[Short exercise]: Check every line below for the word "code" and show those that hold it.
- - - -
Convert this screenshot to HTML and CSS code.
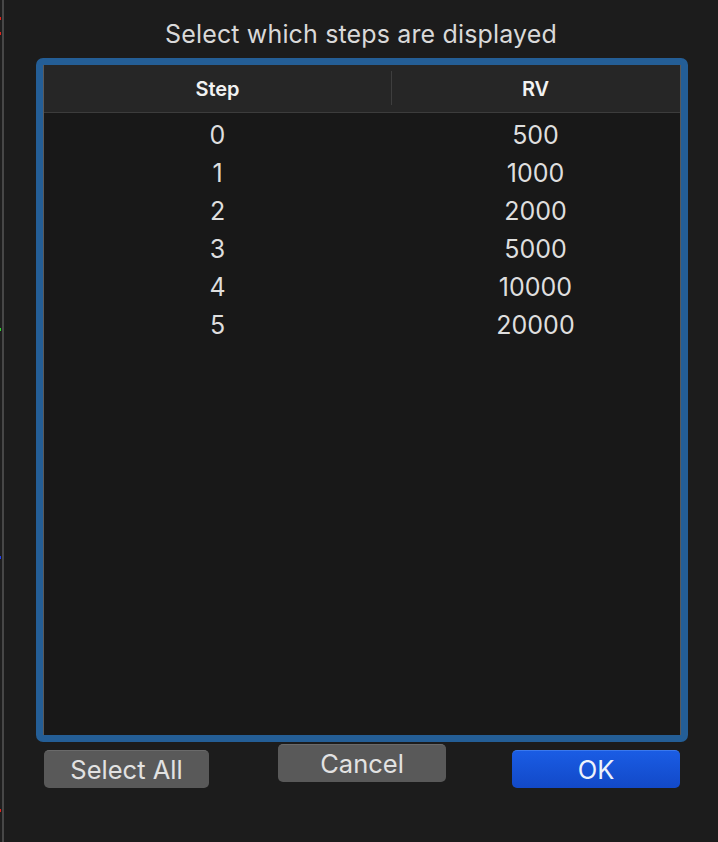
FILE: index.html
```html
<!DOCTYPE html>
<html>
<head>
<meta charset="utf-8">
<link rel="stylesheet" href="styles.css">
</head>
<body>
<div class="edge">
  <span class="mark red m1"></span>
  <span class="mark red m2"></span>
  <span class="mark green m3"></span>
  <span class="mark blue m4"></span>
  <span class="mark red m5"></span>
</div>
<div class="edge-line"></div>
<div class="dialog">
  <div class="title">Select which steps are displayed</div>
  <div class="frame">
    <div class="table">
      <div class="thead">
        <div class="th col-step">Step</div>
        <div class="th col-rv"><span class="divider"></span>RV</div>
      </div>
      <div class="tbody">
        <div class="tr"><div class="td col-step">0</div><div class="td col-rv">500</div></div>
        <div class="tr"><div class="td col-step">1</div><div class="td col-rv">1000</div></div>
        <div class="tr"><div class="td col-step">2</div><div class="td col-rv">2000</div></div>
        <div class="tr"><div class="td col-step">3</div><div class="td col-rv">5000</div></div>
        <div class="tr"><div class="td col-step">4</div><div class="td col-rv">10000</div></div>
        <div class="tr"><div class="td col-step">5</div><div class="td col-rv">20000</div></div>
      </div>
    </div>
  </div>
  <div class="buttons">
    <button class="btn btn-gray btn-low btn-select">Select All</button>
    <button class="btn btn-gray btn-cancel">Cancel</button>
    <button class="btn btn-blue btn-low btn-ok">OK</button>
  </div>
</div>
</body>
</html>
```

FILE: styles.css
```css
* { box-sizing: border-box; }
html, body {
  margin: 0;
  padding: 0;
  width: 718px;
  height: 842px;
  overflow: hidden;
}
body {
  background: #1c1c1c;
  display: flex;
  font-family: Inter, "Noto Sans", sans-serif;
  color: #dcdcdc;
}
.edge {
  position: relative;
  width: 2px;
  height: 842px;
  background: #1e1e1e;
}
.mark {
  position: absolute;
  left: 0;
  width: 1px;
  height: 3px;
}
.red { background: #e0231c; }
.green { background: #2bd52b; }
.blue { background: #1d3df0; }
.m1 { top: 17px; }
.m2 { top: 32px; }
.m3 { top: 328px; }
.m4 { top: 556px; }
.m5 { top: 809px; }
.edge-line {
  width: 2px;
  height: 842px;
  background: #474747;
}
.dialog {
  flex: 1;
  display: flex;
  flex-direction: column;
  padding-top: 19px;
}
.title {
  text-align: center;
  font-size: 25px;
  line-height: 30px;
  color: #d9d9d9;
  letter-spacing: 0.15px;
}
.frame {
  margin-top: 9px;
  margin-left: 32px;
  width: 652px;
  height: 684px;
  border: 7px solid #245e96;
  border-radius: 7px;
}
.table {
  height: 100%;
  border-left: 1px solid #5a5a5a;
  border-right: 1px solid #5a5a5a;
  background: #181818;
  display: flex;
  flex-direction: column;
}
.thead {
  display: flex;
  height: 48px;
  background: #262626;
  border-bottom: 1px solid #3c3c3c;
}
.th {
  display: flex;
  align-items: center;
  justify-content: center;
  font-size: 20px;
  font-weight: 600;
  color: #f2f2f2;
  position: relative;
}
.col-step { width: 347px; }
.col-rv { width: 289px; }
.divider {
  position: absolute;
  left: 0;
  top: 6px;
  width: 1px;
  height: 34px;
  background: #3e3e3e;
}
.tbody {
  padding-top: 3px;
}
.tr {
  display: flex;
  height: 38px;
}
.td {
  display: flex;
  align-items: center;
  justify-content: center;
  font-size: 25px;
  color: #dedede;
}
.buttons {
  display: flex;
  align-items: flex-start;
  margin-left: 40px;
  padding-top: 2px;
}
.btn {
  font-family: Inter, "Noto Sans", sans-serif;
  height: 38px;
  border-radius: 5px;
  font-size: 25.5px;
  padding: 0;
  border: none;
  line-height: 38px;
}
.btn-low { margin-top: 6px; }
.btn-gray {
  background: #595959;
  border-top: 1px solid #6a6a6a;
  color: #e2e2e2;
}
.btn-blue {
  background: linear-gradient(#1a5ce4, #1249c8);
  border-top: 1px solid #3a78ee;
  color: #eef2fb;
}
.btn-select { width: 165px; }
.btn-cancel { width: 168px; margin-left: 69px; }
.btn-ok { width: 168px; margin-left: 66px; }
```
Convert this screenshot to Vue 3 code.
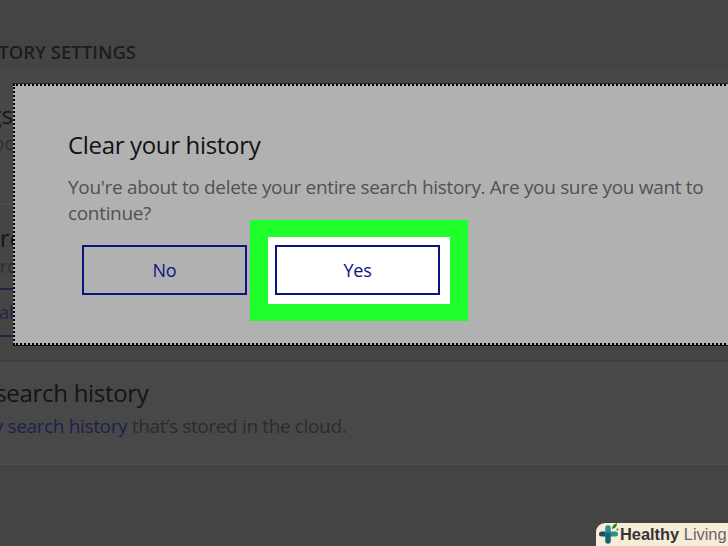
<script setup>
</script>

<template>
  <div class="page">
    <header class="top"><h1>HISTORY SETTINGS</h1></header>
    <section class="row first">
      <div class="stub t1"><span>Search settings</span></div>
      <div class="stub t2"><span>Across devices doc</span></div>
    </section>
    <section class="row second">
      <div class="stub t3"><span>Store</span></div>
      <div class="stub t4"><span>Improve pro</span></div>
      <div class="linkbox"><span>Clear all</span></div>
    </section>
    <section class="row third">
      <h2>Clear search history</h2>
      <p>Clear <a>my search history</a> that’s stored in the cloud.</p>
    </section>
    <div class="dialog">
      <h3>Clear your history</h3>
      <p>You're about to delete your entire search history. Are you sure you want to continue?</p>
      <div class="actions">
        <button class="btn">No</button>
        <div class="mark"><div class="halo"><button class="btn yes">Yes</button></div></div>
      </div>
    </div>
    <div class="badge">
      <svg class="logo" viewBox="0 0 24 26" width="24" height="26" aria-hidden="true">
        <path d="M4.5 15H11" stroke="#15505c" stroke-width="5" stroke-linecap="round" fill="none"/>
        <path d="M11 15h7.5" stroke="#2a8f98" stroke-width="5" stroke-linecap="round" fill="none"/>
        <path d="M11 9v6" stroke="#2a8f98" stroke-width="5.5" stroke-linecap="round" fill="none"/>
        <path d="M11 16v6" stroke="#1a6470" stroke-width="5.5" stroke-linecap="round" fill="none"/>
        <path d="M15 10c0-3 2-5 5-6 0 3-1 5-5 6z" fill="#2f7d32"/>
        <circle cx="20.5" cy="10.5" r="1" fill="#2f7d32"/>
      </svg>
      <span class="brand"><b>Healthy</b> Living</span>
    </div>
  </div>
</template>

<style scoped>
.page {
  position: relative;
  width: 728px;
  height: 546px;
  overflow: hidden;
  background: #444444;
  font-family: "Open Sans", "Noto Sans", sans-serif;
}
.top {
  height: 68px;
  box-sizing: border-box;
  padding-top: 41px;
  width: 136px;
  display: flex;
  justify-content: flex-end;
}
.top h1 {
  margin: 0;
  font-size: 18.5px;
  line-height: 22px;
  font-weight: 600;
  white-space: nowrap;
  color: #1c1c1c;
}
.row { box-sizing: border-box; }
.first { height: 137px; background: #474747; border-bottom: 1px solid #505050; padding-top: 32px; }
.second { height: 157px; background: #454545; border-bottom: 2px solid #3f3f3f; padding-top: 18px; }
.third { height: 103px; background: #484848; border-bottom: 1px solid #4e4e4e; padding-top: 16px; width: 100%; }
.stub { width: 13px; display: flex; justify-content: flex-end; white-space: nowrap; overflow: hidden; }
.t1, .t3 { font-size: 24px; line-height: 30px; color: #161616; }
.t2, .t4 { font-size: 18px; line-height: 24px; color: #2e2e2e; margin-top: 1px; }
.t3 { width: 23px; }
.t4 { width: 18px; }
.linkbox {
  margin-top: 10px;
  height: 49px;
  width: 18px;
  box-sizing: border-box;
  border-top: 2px solid #20244d;
  border-bottom: 2px solid #20244d;
  overflow: hidden;
  font-size: 18px;
  line-height: 45px;
  color: #20244d;
  display: flex;
  justify-content: flex-end;
  white-space: nowrap;
}
.third h2 {
  margin: 0 0 0 -67px;
  font-size: 24px;
  line-height: 30px;
  font-weight: 400;
  color: #141414;
  white-space: nowrap;
  letter-spacing: -0.3px;
}
.third p {
  margin: 6px 0 0 -72px;
  font-size: 19px;
  line-height: 25px;
  color: #2c2c2c;
  white-space: nowrap;
  letter-spacing: -0.36px;
}
.third a { color: #1c2150; }
.dialog {
  position: absolute;
  left: 13px;
  top: 84px;
  width: 720px;
  height: 261px;
  box-sizing: border-box;
  background: #b1b1b1;
  border: 2px dotted #000;
  border-right: none;
  box-shadow: 0 1px 0 #111, 0 -1px 0 #222;
  padding: 43px 0 0 53px;
}
.dialog h3 {
  margin: 0;
  font-size: 24px;
  line-height: 32px;
  font-weight: 400;
  color: #111;
  letter-spacing: -0.33px;
}
.dialog p {
  margin: 13px 0 0;
  width: 640px;
  font-size: 19px;
  line-height: 26px;
  color: #525252;
  letter-spacing: -0.33px;
}
.actions { display: flex; margin: 19px 0 0 14px; align-items: flex-start; }
.btn {
  width: 165px;
  height: 50px;
  box-sizing: border-box;
  background: transparent;
  border: 2px solid #0a1580;
  border-radius: 0;
  color: #0a1580;
  font: 400 18px/1 "Open Sans", "Noto Sans", sans-serif;
  letter-spacing: -0.3px;
  padding: 0;
}
.mark {
  margin: -25px 0 0 3px;
  background: #1fff2c;
  padding: 17px 18px;
  height: 101px;
  box-sizing: border-box;
}
.halo { background: #fff; padding: 8px 10px 8px 7px; height: 67px; box-sizing: border-box; }
.yes { background: #fff; }
.badge {
  position: absolute;
  right: 0;
  bottom: 0;
  width: 132px;
  height: 23px;
  background: #f6ecd8;
  border-radius: 9px 0 0 0;
  display: flex;
  align-items: center;
}
.logo { position: absolute; left: 1px; top: -4px; }
.brand {
  margin-left: 24px;
  font-family: "Liberation Sans", Arial, sans-serif;
  font-size: 16.4px;
  line-height: 23px;
  color: #666;
  white-space: nowrap;
}
.brand b { color: #333; }
</style>
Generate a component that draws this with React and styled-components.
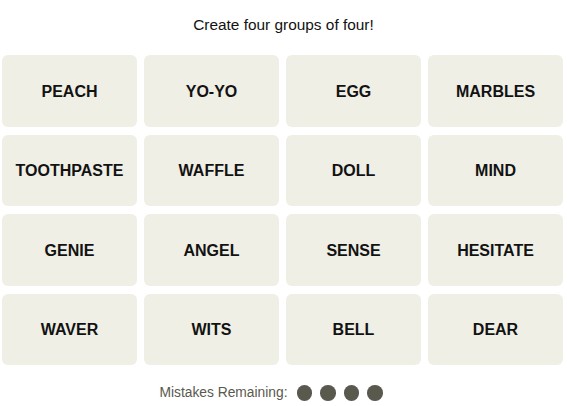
- - - -
[Output for this exercise]:
Convert this screenshot to HTML and CSS code.
Convert this screenshot to Vue 3 code.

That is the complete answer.